▸ THE PROBLEM
Select the lines that contain "TypeScript" and copy each of them.

▸ ENTRIES
[Start]
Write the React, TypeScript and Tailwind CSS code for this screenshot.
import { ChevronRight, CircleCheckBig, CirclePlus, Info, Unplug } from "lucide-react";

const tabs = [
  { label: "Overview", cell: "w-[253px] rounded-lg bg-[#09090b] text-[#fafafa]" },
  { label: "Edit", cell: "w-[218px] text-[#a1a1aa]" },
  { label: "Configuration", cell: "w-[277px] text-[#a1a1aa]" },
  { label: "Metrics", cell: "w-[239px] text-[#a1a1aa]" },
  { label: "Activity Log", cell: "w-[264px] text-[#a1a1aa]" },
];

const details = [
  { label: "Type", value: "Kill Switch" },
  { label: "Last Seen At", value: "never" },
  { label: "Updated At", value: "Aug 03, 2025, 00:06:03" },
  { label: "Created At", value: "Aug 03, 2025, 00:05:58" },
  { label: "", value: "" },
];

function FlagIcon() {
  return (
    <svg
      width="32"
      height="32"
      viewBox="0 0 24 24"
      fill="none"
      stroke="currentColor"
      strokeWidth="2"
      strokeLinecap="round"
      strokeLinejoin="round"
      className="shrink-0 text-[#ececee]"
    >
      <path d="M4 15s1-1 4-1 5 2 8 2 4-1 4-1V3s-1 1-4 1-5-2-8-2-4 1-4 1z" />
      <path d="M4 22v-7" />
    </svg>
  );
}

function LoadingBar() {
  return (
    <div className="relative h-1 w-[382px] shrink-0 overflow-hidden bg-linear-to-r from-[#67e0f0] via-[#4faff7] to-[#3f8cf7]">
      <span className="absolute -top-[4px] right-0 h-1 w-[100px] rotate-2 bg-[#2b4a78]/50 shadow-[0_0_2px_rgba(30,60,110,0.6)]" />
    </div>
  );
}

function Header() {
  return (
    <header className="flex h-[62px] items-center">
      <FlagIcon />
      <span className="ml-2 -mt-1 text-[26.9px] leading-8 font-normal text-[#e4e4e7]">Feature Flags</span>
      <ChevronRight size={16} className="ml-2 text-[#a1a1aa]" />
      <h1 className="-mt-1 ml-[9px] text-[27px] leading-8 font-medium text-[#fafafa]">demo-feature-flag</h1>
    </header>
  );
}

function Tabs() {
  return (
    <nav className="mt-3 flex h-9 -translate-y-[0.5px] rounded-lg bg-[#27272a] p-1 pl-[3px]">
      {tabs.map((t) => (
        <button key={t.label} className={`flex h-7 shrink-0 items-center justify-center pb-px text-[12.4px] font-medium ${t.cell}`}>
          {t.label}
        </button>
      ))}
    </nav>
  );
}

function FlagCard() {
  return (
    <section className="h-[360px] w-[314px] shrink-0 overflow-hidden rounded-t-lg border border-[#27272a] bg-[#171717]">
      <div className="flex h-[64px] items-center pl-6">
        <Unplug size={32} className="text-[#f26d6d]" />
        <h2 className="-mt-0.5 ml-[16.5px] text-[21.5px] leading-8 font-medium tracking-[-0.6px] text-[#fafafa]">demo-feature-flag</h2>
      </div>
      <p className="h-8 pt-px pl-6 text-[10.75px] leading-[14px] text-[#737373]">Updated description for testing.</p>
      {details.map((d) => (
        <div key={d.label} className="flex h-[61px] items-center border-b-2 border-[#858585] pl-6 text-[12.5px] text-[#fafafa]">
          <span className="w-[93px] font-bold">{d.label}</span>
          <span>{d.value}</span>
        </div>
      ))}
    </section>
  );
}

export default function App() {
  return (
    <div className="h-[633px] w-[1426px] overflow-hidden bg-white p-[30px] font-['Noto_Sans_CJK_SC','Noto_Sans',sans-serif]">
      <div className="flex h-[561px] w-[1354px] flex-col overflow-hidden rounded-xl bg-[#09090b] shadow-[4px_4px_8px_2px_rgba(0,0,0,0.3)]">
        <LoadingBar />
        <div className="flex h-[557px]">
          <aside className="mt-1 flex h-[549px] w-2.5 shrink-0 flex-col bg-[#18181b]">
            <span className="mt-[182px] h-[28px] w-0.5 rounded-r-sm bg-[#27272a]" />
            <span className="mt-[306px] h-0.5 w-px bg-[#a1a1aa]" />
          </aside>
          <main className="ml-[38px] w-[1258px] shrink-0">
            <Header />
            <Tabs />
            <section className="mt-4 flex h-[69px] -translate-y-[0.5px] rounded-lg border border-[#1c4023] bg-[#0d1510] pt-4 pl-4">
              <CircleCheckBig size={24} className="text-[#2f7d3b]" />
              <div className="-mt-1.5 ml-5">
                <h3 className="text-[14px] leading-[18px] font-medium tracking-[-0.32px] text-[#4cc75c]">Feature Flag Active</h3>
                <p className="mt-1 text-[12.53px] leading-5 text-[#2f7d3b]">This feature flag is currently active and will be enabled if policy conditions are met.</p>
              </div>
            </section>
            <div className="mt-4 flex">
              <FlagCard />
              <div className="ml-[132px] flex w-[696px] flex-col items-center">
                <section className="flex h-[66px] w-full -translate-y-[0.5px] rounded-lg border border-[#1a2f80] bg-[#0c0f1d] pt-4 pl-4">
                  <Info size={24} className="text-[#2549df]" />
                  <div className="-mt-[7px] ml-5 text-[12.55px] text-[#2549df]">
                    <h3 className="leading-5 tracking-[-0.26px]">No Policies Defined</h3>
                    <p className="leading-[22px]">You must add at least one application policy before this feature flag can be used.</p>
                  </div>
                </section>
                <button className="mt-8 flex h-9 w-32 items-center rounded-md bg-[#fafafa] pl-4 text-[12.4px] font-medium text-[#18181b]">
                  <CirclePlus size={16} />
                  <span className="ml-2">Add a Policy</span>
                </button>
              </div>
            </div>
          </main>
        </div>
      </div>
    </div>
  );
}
[End]
[Start]
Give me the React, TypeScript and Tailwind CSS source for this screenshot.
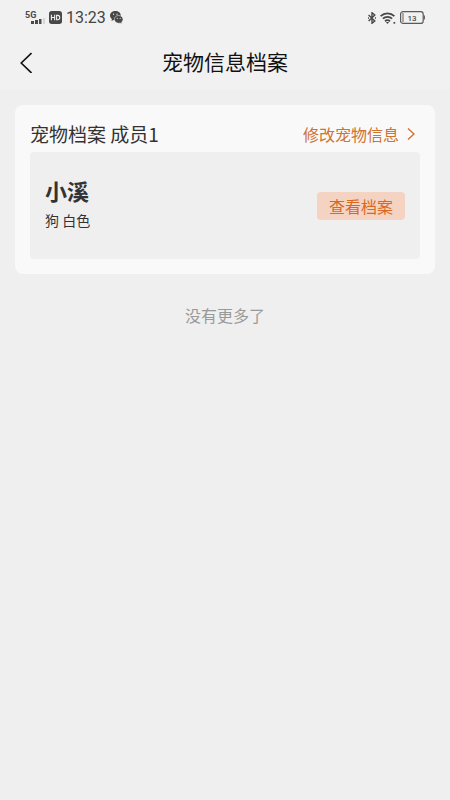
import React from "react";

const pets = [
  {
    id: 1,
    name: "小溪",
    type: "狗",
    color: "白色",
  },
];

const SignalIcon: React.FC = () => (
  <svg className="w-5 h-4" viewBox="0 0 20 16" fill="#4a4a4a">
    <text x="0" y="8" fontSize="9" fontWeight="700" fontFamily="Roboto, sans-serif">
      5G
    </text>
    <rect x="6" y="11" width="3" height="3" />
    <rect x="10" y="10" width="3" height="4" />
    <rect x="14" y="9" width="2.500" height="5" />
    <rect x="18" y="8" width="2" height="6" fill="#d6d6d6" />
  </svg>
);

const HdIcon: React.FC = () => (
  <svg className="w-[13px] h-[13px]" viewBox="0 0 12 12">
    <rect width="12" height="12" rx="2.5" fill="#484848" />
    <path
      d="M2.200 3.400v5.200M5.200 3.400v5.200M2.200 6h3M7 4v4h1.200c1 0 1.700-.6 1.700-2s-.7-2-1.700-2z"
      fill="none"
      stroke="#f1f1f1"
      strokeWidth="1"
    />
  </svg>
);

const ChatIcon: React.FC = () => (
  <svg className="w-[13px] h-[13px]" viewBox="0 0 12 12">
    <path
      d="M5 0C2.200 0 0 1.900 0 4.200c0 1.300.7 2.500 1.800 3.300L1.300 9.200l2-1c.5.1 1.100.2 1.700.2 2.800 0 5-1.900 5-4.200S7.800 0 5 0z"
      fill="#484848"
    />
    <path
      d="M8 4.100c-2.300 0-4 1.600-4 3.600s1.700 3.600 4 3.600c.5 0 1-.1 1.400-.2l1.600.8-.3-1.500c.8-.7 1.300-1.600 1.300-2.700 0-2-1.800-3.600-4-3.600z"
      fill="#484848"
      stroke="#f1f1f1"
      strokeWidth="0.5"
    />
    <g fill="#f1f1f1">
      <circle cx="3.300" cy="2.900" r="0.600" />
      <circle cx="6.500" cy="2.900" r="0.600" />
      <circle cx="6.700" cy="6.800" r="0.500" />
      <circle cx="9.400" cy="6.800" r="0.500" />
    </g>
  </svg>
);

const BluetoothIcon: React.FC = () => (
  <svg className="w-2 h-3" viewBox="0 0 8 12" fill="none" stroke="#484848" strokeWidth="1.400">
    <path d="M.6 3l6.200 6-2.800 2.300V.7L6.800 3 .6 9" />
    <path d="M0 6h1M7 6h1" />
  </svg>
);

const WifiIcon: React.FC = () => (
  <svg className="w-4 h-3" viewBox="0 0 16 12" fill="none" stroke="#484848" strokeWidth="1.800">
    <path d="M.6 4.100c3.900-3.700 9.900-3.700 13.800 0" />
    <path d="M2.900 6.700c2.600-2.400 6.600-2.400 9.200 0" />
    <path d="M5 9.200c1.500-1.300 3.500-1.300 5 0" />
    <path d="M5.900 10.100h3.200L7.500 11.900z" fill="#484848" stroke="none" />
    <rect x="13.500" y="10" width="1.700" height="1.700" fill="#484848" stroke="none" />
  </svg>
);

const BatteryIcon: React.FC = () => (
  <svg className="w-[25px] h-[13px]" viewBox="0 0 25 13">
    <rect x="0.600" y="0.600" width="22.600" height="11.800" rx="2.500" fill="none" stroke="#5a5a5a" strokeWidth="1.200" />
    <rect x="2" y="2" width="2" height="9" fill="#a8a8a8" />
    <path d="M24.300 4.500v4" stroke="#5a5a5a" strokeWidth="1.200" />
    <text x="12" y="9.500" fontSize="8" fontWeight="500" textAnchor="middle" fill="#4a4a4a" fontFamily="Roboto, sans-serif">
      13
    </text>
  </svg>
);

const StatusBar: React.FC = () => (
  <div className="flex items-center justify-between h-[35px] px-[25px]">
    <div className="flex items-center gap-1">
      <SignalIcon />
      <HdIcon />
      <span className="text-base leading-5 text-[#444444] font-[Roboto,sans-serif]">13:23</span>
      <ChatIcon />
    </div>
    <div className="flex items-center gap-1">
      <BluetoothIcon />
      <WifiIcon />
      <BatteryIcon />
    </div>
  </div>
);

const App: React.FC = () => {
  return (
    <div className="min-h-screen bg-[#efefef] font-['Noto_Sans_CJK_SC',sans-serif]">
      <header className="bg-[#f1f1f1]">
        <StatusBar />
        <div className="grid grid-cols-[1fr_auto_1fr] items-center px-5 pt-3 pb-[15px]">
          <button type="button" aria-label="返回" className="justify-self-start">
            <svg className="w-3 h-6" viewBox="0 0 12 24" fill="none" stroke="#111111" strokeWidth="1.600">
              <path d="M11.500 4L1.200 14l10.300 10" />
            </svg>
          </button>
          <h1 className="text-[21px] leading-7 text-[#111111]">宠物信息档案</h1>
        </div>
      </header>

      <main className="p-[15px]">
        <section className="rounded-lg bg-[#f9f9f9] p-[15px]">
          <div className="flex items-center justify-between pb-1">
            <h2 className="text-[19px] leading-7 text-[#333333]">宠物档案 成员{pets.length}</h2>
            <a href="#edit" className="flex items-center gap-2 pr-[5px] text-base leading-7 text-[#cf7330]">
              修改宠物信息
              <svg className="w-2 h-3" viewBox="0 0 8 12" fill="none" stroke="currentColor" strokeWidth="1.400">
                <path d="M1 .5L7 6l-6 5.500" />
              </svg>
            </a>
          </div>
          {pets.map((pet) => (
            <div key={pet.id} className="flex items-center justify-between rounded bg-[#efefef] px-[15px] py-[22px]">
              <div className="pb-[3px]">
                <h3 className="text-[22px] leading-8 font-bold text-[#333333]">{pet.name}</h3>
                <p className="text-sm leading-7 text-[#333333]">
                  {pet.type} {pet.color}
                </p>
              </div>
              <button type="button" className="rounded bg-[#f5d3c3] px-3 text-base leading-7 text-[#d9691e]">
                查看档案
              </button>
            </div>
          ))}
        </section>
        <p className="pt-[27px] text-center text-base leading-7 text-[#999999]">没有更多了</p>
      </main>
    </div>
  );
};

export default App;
[End]
▸ ANSWER FOR THE TASK
Write the React, TypeScript and Tailwind CSS code for this screenshot.
Give me the React, TypeScript and Tailwind CSS source for this screenshot.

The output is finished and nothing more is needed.